The 20-year-old shortstop refuses to call the injury, which required season-ending surgery, a setback, even though he's likely headed to Corpus Christi to begin this season. Now that he's 100 percent recovered, Houston is still very much on Correa's radar. So much so that he's thought about what it will be like to get that call.

"I can't wait for the moment to be up there," Correa said Friday morning during an Astros Caravan stop at Kingwood Middle School. "When you think about it too much, you get antsy and it can be kind of stressful during the season, because sometimes you're playing good and you're not getting called up. It's kind of frustrating, so when you do think about it, you go out and play and do your best every single day."

Injury might be the only thing holding back Correa, who has shone brightly since being taken by the Astros with the No. 1 overall pick in the 2012 First-Year Player Draft. Prior to getting hurt last year, he was hitting .325 with six homers and 57 RBIs in 62 games at Lancaster, with an on-base percentage of .416 and an OPS of .926.

Correa played the entire 2013 season at Class A Quad Cities at 18 years old and was impressive. He hit .320 with 33 doubles, nine homers, 86 RBIs and a .405 on-base percentage. Despite being the second-youngest player in the Midwest League, he led the league in OPS (.872), while ranking second in on-base percentage and third in batting average.

The ankle is now fully healed, and Correa will come to spring camp next month with no restrictions.

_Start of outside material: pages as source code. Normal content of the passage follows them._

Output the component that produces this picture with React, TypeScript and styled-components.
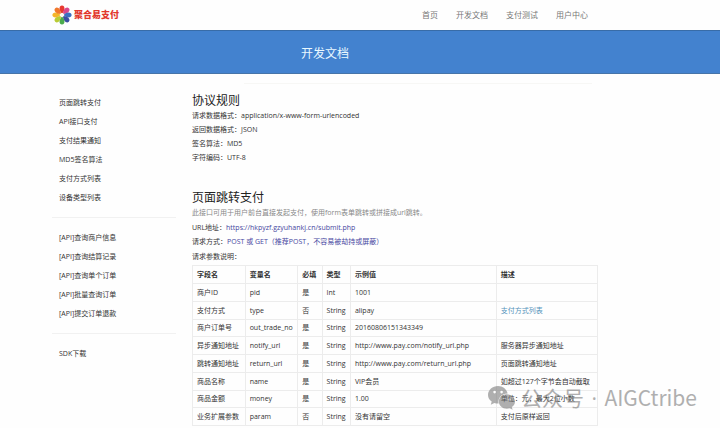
import React from "react";
import styled, { createGlobalStyle } from "styled-components";

const GlobalStyle = createGlobalStyle`
  * { box-sizing: border-box; }
  body {
    margin: 0;
    background: #fefefe;
    color: #333;
    font: 7px/14px "Open Sans", "Noto Sans CJK SC", sans-serif;
  }
`;

const Page = styled.div`
  position: relative;
  min-height: 100vh;
  overflow: hidden;
`;

const Header = styled.header`
  display: flex;
  align-items: center;
  justify-content: space-between;
  height: 30px;
  padding: 0 132px 0 52px;
`;

const Brand = styled.a`
  display: flex;
  align-items: center;
  gap: 2px;
  color: #e2382c;
  font-size: 9px;
  font-weight: 900;
  text-decoration: none;
`;

const Nav = styled.nav`
  display: flex;
  gap: 18px;
`;

const NavLink = styled.a`
  color: #777;
  font-size: 8px;
  text-decoration: none;
`;

const Banner = styled.div`
  height: 44px;
  padding: 4px 70px 0 0;
  border-top: 1px solid #386ca8;
  border-bottom: 1px solid #4674a8;
  background: #4382cf;
  display: flex;
  align-items: center;
  justify-content: center;
`;

const BannerTitle = styled.h1`
  margin: 0;
  color: #e9f8ff;
  font-size: 12px;
  line-height: 16px;
  font-weight: 400;
`;

const BannerRule = styled.hr`
  margin: 9px 128px 0 244px;
  border: 0;
  border-top: 1px solid #f7f7f5;
`;

const Content = styled.div`
  display: grid;
  grid-template-columns: 124px minmax(0, 1fr);
  gap: 16px;
  padding: 9px 122px 0 52px;
`;

const Sidebar = styled.aside`
  display: flex;
  flex-direction: column;
`;

const SideList = styled.ul`
  margin: 0;
  padding: 0 7px;
  list-style: none;

  & + & {
    margin-top: 10px;
    padding-top: 10px;
    border-top: 1px solid #f1f1f1;
  }
`;

const SideItem = styled.li`
  height: 19px;
  line-height: 19px;
`;

const SideLink = styled.a`
  color: #333;
  text-decoration: none;
`;

const Section = styled.section`
  & + & {
    margin-top: 25px;
  }
`;

const Heading = styled.h2`
  margin: 0;
  font-size: 12px;
  line-height: 16px;
  font-weight: 400;
  color: #222;
`;

const Line = styled.p<{ $muted?: boolean; $tall?: boolean }>`
  margin: 0;
  line-height: ${({ $tall }) => ($tall ? 15 : 14)}px;
  color: ${({ $muted }) => ($muted ? "#888" : "#333")};
`;

const Value = styled.span`
  color: #4646a0;
`;

const Table = styled.table`
  width: 100%;
  margin-top: 1px;
  border-collapse: collapse;
  table-layout: fixed;
`;

const Col = styled.col<{ $share: number }>`
  width: ${({ $share }) => $share}%;
`;

const Row = styled.tr`
  height: 18px;

  &:nth-child(4n + 3) {
    height: 17px;
  }
`;

const HeadCell = styled.th`
  padding: 0 0 0 4px;
  border: 1px solid #ececec;
  text-align: left;
  font-weight: 700;
  white-space: nowrap;
`;

const Cell = styled.td`
  padding: 0 0 0 4px;
  border: 1px solid #ececec;
  white-space: nowrap;
`;

const TableLink = styled.a`
  color: #5593bb;
  text-decoration: none;
`;

const Watermark = styled.div`
  position: absolute;
  right: 23px;
  bottom: 17px;
  display: flex;
  align-items: center;
  gap: 6px;
  color: #7c7c7c;
  font-family: "Noto Sans CJK SC", sans-serif;
  font-size: 21px;
  line-height: 26px;
  opacity: 0.6;
  pointer-events: none;
`;

const Dot = styled.span`
  padding: 0 2px;
  font-family: "Open Sans", sans-serif;
`;

const petals = ["#e8392f", "#d8488c", "#3c6fc0", "#3b4fa4", "#4bab4e", "#b9cc35", "#f4b52a", "#f0782c"];

const Flower = () => (
  <svg width="20" height="20" viewBox="-10 -10 20 20" aria-hidden="true">
    {petals.map((color, i) => (
      <path
        key={color}
        d="M0-1.500C-3.400-4.500-3.200-9.600 0-9.600S3.400-4.500 0-1.500Z"
        fill={color}
        transform={`rotate(${i * 45})`}
      />
    ))}
    <circle r="2" fill="#fffaf0" />
  </svg>
);

const ChatBubbles = () => (
  <svg width="27" height="24" viewBox="0 0 27 24" fill="currentColor" aria-hidden="true">
    <path
      fillRule="evenodd"
      d="M10 0C4.500 0 0 3.900 0 8.900c0 2.800 1.400 5.100 3.700 6.700L2.800 18.800l3.500-1.900c1.200.4 2.400.6 3.700.6h.6C9.600 12.100 13.500 7.500 19.600 7.400 18.700 3.200 14.700 0 10 0ZM6.600 4.800a1.300 1.300 0 1 1 0 2.600 1.300 1.300 0 0 1 0-2.600Zm7 0a1.300 1.300 0 1 1 0 2.600 1.300 1.300 0 0 1 0-2.600Z"
    />
    <path
      fillRule="evenodd"
      d="M18.800 8.300c-4.500 0-8 3.200-8 7.200s3.500 7.200 8 7.200c1 0 2-.2 2.900-.5l2.900 1.600-.8-2.700c1.900-1.300 3.200-3.300 3.200-5.600 0-4-3.700-7.200-8.200-7.200Zm-2.600 3.900a1.100 1.100 0 1 1 0 2.200 1.100 1.100 0 0 1 0-2.200Zm5.400 0a1.100 1.100 0 1 1 0 2.200 1.100 1.100 0 0 1 0-2.200Z"
    />
  </svg>
);

const navItems = ["首页", "开发文档", "支付测试", "用户中心"];

const sideGroups = [
  ["页面跳转支付", "API接口支付", "支付结果通知", "MD5签名算法", "支付方式列表", "设备类型列表"],
  ["[API]查询商户信息", "[API]查询结算记录", "[API]查询单个订单", "[API]批量查询订单", "[API]提交订单退款"],
  ["SDK下载"],
];

const protocol = [
  "请求数据格式：application/x-www-form-urlencoded",
  "返回数据格式：JSON",
  "签名算法：MD5",
  "字符编码：UTF-8",
];

const shares = [13, 13, 6, 7, 36, 25];
const columns = ["字段名", "变量名", "必填", "类型", "示例值", "描述"];

const rows: { cells: string[]; note: string; link?: boolean }[] = [
  { cells: ["商户ID", "pid", "是", "Int", "1001"], note: "" },
  { cells: ["支付方式", "type", "否", "String", "alipay"], note: "支付方式列表", link: true },
  { cells: ["商户订单号", "out_trade_no", "是", "String", "20160806151343349"], note: "" },
  { cells: ["异步通知地址", "notify_url", "是", "String", "http://www.pay.com/notify_url.php"], note: "服务器异步通知地址" },
  { cells: ["跳转通知地址", "return_url", "是", "String", "http://www.pay.com/return_url.php"], note: "页面跳转通知地址" },
  { cells: ["商品名称", "name", "是", "String", "VIP会员"], note: "如超过127个字节会自动截取" },
  { cells: ["商品金额", "money", "是", "String", "1.00"], note: "单位：元，最大2位小数" },
  { cells: ["业务扩展参数", "param", "否", "String", "没有请留空"], note: "支付后原样返回" },
];

export default function App() {
  return (
    <Page lang="zh-CN">
      <GlobalStyle />
      <Header>
        <Brand href="#">
          <Flower />
          聚合易支付
        </Brand>
        <Nav>
          {navItems.map((item) => (
            <NavLink key={item} href="#">{item}</NavLink>
          ))}
        </Nav>
      </Header>
      <Banner>
        <BannerTitle>开发文档</BannerTitle>
      </Banner>
      <BannerRule />
      <Content>
        <Sidebar>
          {sideGroups.map((group) => (
            <SideList key={group[0]}>
              {group.map((item) => (
                <SideItem key={item}>
                  <SideLink href="#">{item}</SideLink>
                </SideItem>
              ))}
            </SideList>
          ))}
        </Sidebar>
        <main>
          <Section>
            <Heading>协议规则</Heading>
            {protocol.map((text) => (
              <Line key={text}>{text}</Line>
            ))}
          </Section>
          <Section>
            <Heading>页面跳转支付</Heading>
            <Line $muted>此接口可用于用户前台直接发起支付，使用form表单跳转或拼接成url跳转。</Line>
            <Line $tall>URL地址：<Value>https://hkpyzf.gzyuhankj.cn/submit.php</Value></Line>
            <Line>请求方式：<Value>POST 或 GET（推荐POST，不容易被劫持或屏蔽）</Value></Line>
            <Line $tall>请求参数说明：</Line>
            <Table>
              <colgroup>
                {shares.map((share, i) => (
                  <Col key={i} $share={share} />
                ))}
              </colgroup>
              <thead>
                <Row>
                  {columns.map((name) => (
                    <HeadCell key={name} scope="col">{name}</HeadCell>
                  ))}
                </Row>
              </thead>
              <tbody>
                {rows.map(({ cells, note, link }) => (
                  <Row key={cells[1]}>
                    {cells.map((cell, i) => (
                      <Cell key={i}>{cell}</Cell>
                    ))}
                    <Cell>{link ? <TableLink href="#">{note}</TableLink> : note}</Cell>
                  </Row>
                ))}
              </tbody>
            </Table>
          </Section>
        </main>
      </Content>
      <Watermark>
        <ChatBubbles />
        <span>公众号<Dot> · </Dot>AIGCtribe</span>
      </Watermark>
    </Page>
  );
}
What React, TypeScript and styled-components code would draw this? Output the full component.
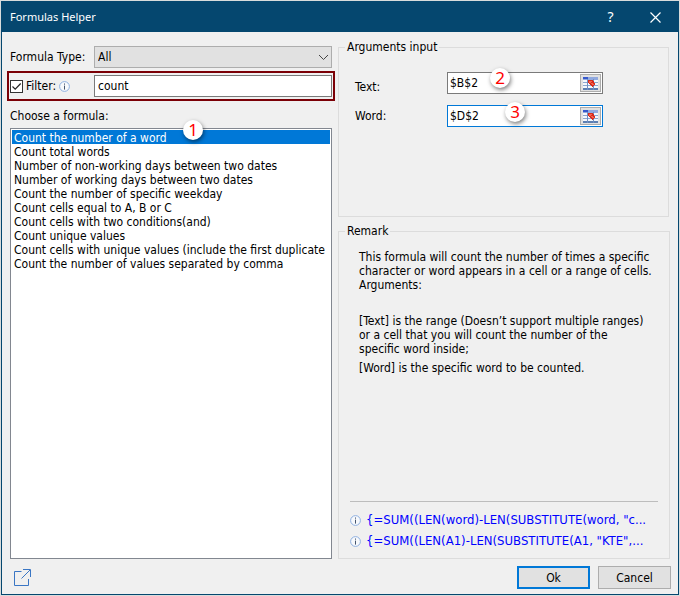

"I feel great," he said. "I spent a couple of months in Kissimmee [Fla.] doing the rehab, and I went back home and I was ready to go. I've been doing everything, working out and going to the ballpark and hitting the track. I'll be at 100 percent."

Correa could still make his big league debut at some point this year, but he would likely have to spend some time at the Triple-A level first. The Astros signed Jed Lowrie to a three-year contract to play shortstop, but he could be moved to third in the future to accommodate Correa.

The focus for Correa this spring will be making a good impression on new manager A.J. Hinch, whom he was looking forward to meeting this week.

"I'm really anxious, because I want to show them I'm ready and I'm back and my ankle is feeling great," he said. "In the offseason, I kept working on it and trying to get healthy and trying to get strong and fast and explosive, and I've accomplished it with hard work. I'm kind of excited to show them I'm ready to play and be the guy I used to be, and even better."

Correa spent his first day on the Astros Caravan on Friday with Chris Carter and Max Stassi, talking to a group of eighth-grade students during career day. He was as comfortable and impressive talking to the kids as he is on the field.

"I love to do this for the club, for the organization and I like it myself," Correa said. "It's fun to get to talk to other people, to meet other people and share special moments like this."